The Recommendation on directors' remuneration (IP/09/673) set out best practices for the design of an appropriate remuneration policy for directors, focusing on certain aspects of the structure and determination of their remuneration, including shareholder supervision. The evaluation report concludes that 10 Member States – Austria, Belgium, Denmark, Germany, Italy, Lithuania, the Netherlands, Portugal, Slovenia, and the United Kingdom – have implemented at least half of the recommendations. However, most recommendations have been implemented only by a minority of Member States.

What will be the next steps on remuneration?

As regards remuneration in financial services, the Commission has already adopted in July 2009 a legislative proposal to modify the Capital Requirements Directive for remuneration in credit institutions (i.e. banks) and investment firms. Provisions on remuneration are also now part of the draft AIFM Directive under negotiations in Council and Parliament. Other legislative measures for remaining sectors of financial services (i.e. UCITS and insurance companies) are under preparation and should be adopted by the Commission in the course of next year.

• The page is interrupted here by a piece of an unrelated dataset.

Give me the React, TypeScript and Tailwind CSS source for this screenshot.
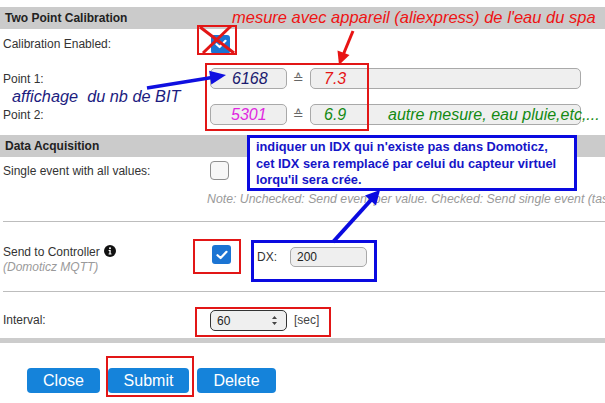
import React from "react";

const font = { fontFamily: '"Liberation Sans", Arial, sans-serif' };

const Checkbox: React.FC<{ checked?: boolean }> = ({ checked }) =>
  checked ? (
    <div className="flex h-[19px] w-[19px] items-center justify-center rounded-[3px] bg-[#1b74d3]">
      <svg width="12" height="10" viewBox="0 0 12 10">
        <path d="M1.5 5.2 L4.6 8 L10.5 1.8" fill="none" stroke="#fff" strokeWidth="2.2" strokeLinecap="round" strokeLinejoin="round" />
      </svg>
    </div>
  ) : (
    <div className="h-[19px] w-[19px] rounded-[4px] border border-[#8f8f8f] bg-[#f7f7f7]" />
  );

const ValueBox: React.FC<{ className?: string; children?: React.ReactNode }> = ({ className, children }) => (
  <div
    className={
      "flex h-[21px] items-center rounded-[5px] border border-[#a9a9a9] bg-[#efefef] text-[16px] italic " +
      (className ?? "")
    }
  >
    {children}
  </div>
);

const SectionHeader: React.FC<{ title: string }> = ({ title }) => (
  <div className="flex h-[22px] items-center bg-[#cbcbcb] pl-[5px] text-[12px] font-bold text-[#222]">{title}</div>
);

const InfoIcon = () => (
  <svg width="12" height="12" viewBox="0 0 12 12" className="ml-[4px] inline-block align-[-1px]">
    <circle cx="6" cy="6" r="6" fill="#111" />
    <circle cx="6" cy="3.2" r="1" fill="#fff" />
    <path d="M4.6 5 H6.7 V8.6 H7.5 V9.5 H4.6 V8.6 H5.4 V5.9 H4.6 Z" fill="#fff" />
  </svg>
);

export default function App() {
  return (
    <div className="relative h-[403px] w-[605px] overflow-hidden bg-white text-[12px] text-[#333]" style={font}>
      {/* form */}
      <div className="h-[7px]" />
      <SectionHeader title="Two Point Calibration" />

      <div className="flex h-[30px] items-center">
        <div className="w-[211px] pl-[3px]">Calibration Enabled:</div>
        <Checkbox checked />
      </div>

      <div className="flex h-[39px] items-center">
        <div className="w-[210px] pl-[3px]">Point 1:</div>
        <ValueBox className="w-[77px] pl-[21px] text-[#1a1a6e]">6168</ValueBox>
        <span className="w-[23px] text-center text-[13px] text-[#666]" style={{ fontFamily: '"DejaVu Sans", sans-serif' }}>≙</span>
        <ValueBox className="w-[271px] pl-[13px] text-[#e51515]">7.3</ValueBox>
      </div>

      <div className="flex h-[33px] items-center">
        <div className="w-[210px] pl-[3px]">Point 2:</div>
        <ValueBox className="w-[77px] pl-[20px] text-[#e028e0]">5301</ValueBox>
        <span className="w-[23px] text-center text-[13px] text-[#666]" style={{ fontFamily: '"DejaVu Sans", sans-serif' }}>≙</span>
        <ValueBox className="w-[271px] pl-[13px] text-[#138a13]">6.9</ValueBox>
      </div>

      <div className="h-[4px]" />
      <SectionHeader title="Data Acquisition" />

      <div className="flex h-[27px] items-center">
        <div className="w-[210px] pl-[3px]">Single event with all values:</div>
        <Checkbox />
      </div>
      <div className="flex h-[30px] items-center whitespace-nowrap pl-[207px] text-[12.3px] italic text-[#9a9a9a]">
        Note: Unchecked: Send event per value. Checked: Send single event (taskname#All) with all values.
      </div>
      <div className="h-[7px]" />
      <div className="ml-[3px] h-px bg-[#bdbdbd]" />

      <div className="flex h-[69px] items-start pt-[23px]">
        <div className="w-[212px] pl-[3px] leading-[15px]">
          <div>
            Send to Controller
            <InfoIcon />
          </div>
          <div className="italic text-[#9a9a9a]">(Domoticz MQTT)</div>
        </div>
        <Checkbox checked />
        <div className="ml-[26px] mt-[2px] flex items-center">
          <span className="w-[33px]">DX:</span>
          <div className="flex h-[20px] w-[77px] items-center rounded-[5px] border border-[#a9a9a9] bg-[#efefef] pl-[6px] text-[12px] text-[#222]">
            200
          </div>
        </div>
      </div>
      <div className="ml-[3px] h-px bg-[#bdbdbd]" />

      <div className="flex h-[46px] items-start pt-[18px]">
        <div className="w-[210px] pl-[3px] leading-[20px]">Interval:</div>
        <div className="flex h-[21px] w-[77px] items-center justify-between rounded-[5px] border-[1.5px] border-[#333] bg-[#efefef] pl-[6px] pr-[8px] text-[#222]">
          <span>60</span>
          <svg width="7" height="11" viewBox="0 0 7 11">
            <path d="M1 4 L3.5 1 L6 4 Z M1 7 L3.5 10 L6 7 Z" fill="#444" />
          </svg>
        </div>
        <span className="ml-[7px] leading-[20px] text-[#444]">[sec]</span>
      </div>
      <div className="h-[5px] bg-[#cccccc]" />

      <div className="flex gap-[8px] pl-[27px] pt-[25px]">
        <button className="h-[25px] w-[73px] rounded-[4px] bg-[#1583da] text-[16px] text-white">Close</button>
        <button className="h-[25px] w-[81px] rounded-[4px] bg-[#1583da] text-[16px] text-white">Submit</button>
        <button className="h-[25px] w-[79px] rounded-[4px] bg-[#1583da] text-[16px] text-white">Delete</button>
      </div>

      {/* annotations */}
      <div className="absolute left-[232px] top-[7px] whitespace-nowrap text-[16.5px] leading-[20px] italic text-[#ee1414]">
        mesure avec appareil (aliexpress) de l'eau du spa
      </div>
      <div className="absolute left-[12px] top-[86px] whitespace-nowrap text-[16.3px] leading-[20px] italic text-[#1c1c80]">
        affichage&nbsp; du nb de BIT
      </div>
      <div className="absolute left-[388px] top-[105px] whitespace-nowrap text-[16px] leading-[20px] italic text-[#138a13]">
        autre mesure, eau pluie,etc,...
      </div>

      <div className="absolute left-[197px] top-[25px] h-[30px] w-[40px] border-2 border-[#e21616]" />
      <div className="absolute left-[205px] top-[63px] h-[68px] w-[164px] border-2 border-[#e21616]" />
      <div className="absolute left-[193px] top-[239px] h-[35px] w-[48px] border-2 border-[#e21616]" />
      <div className="absolute left-[195px] top-[307px] h-[30px] w-[136px] border-2 border-[#e21616]" />
      <div className="absolute left-[106px] top-[356px] h-[41px] w-[88px] border-2 border-[#e21616]" />

      <div className="absolute left-[251px] top-[240px] h-[42px] w-[126px] border-[3px] border-[#0a0ae0]" />
      <div className="absolute left-[247px] top-[135px] h-[56px] w-[330px] whitespace-nowrap border-[3px] border-[#0a0ae0] bg-white pl-[6px] pt-[1px] text-[12.8px] font-bold leading-[16.5px] text-[#1515c8]">
        <div>indiquer un IDX qui n'existe pas dans Domoticz,</div>
        <div>cet IDX sera remplacé par celui du capteur virtuel</div>
        <div>lorqu'il sera crée.</div>
      </div>

      <svg className="pointer-events-none absolute left-0 top-0" width="605" height="403">
        <line x1="200" y1="27" x2="234" y2="53" stroke="#e21616" strokeWidth="3" />
        <line x1="231" y1="26" x2="203" y2="53" stroke="#e21616" strokeWidth="3" />
        <line x1="353" y1="31" x2="343.5" y2="54" stroke="#e81414" strokeWidth="3" />
        <polygon points="339,65 349.5,55 337.5,50.5" fill="#e81414" />
        <line x1="147" y1="88" x2="212" y2="77.5" stroke="#1010e0" strokeWidth="3.5" />
        <polygon points="226,75 211.3,84.5 209.1,70.7" fill="#1010e0" />
        <line x1="333" y1="242" x2="371" y2="200" stroke="#0a0ae0" strokeWidth="4" />
        <polygon points="380,190 376,205.5 365,195.5" fill="#0a0ae0" />
      </svg>
    </div>
  );
}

As regards the remuneration of directors of listed companies, the Commission report on the implementation by Member States of measures to promote the application of existing recommendations shows that this application is neither uniform nor satisfactory. For this reason, the Commission gives consideration in this Green Paper to the need for and content of relevant legislative measures. Following the outcome of the pubic consultation, the Commission will decide on the need and the content of these legislative proposals.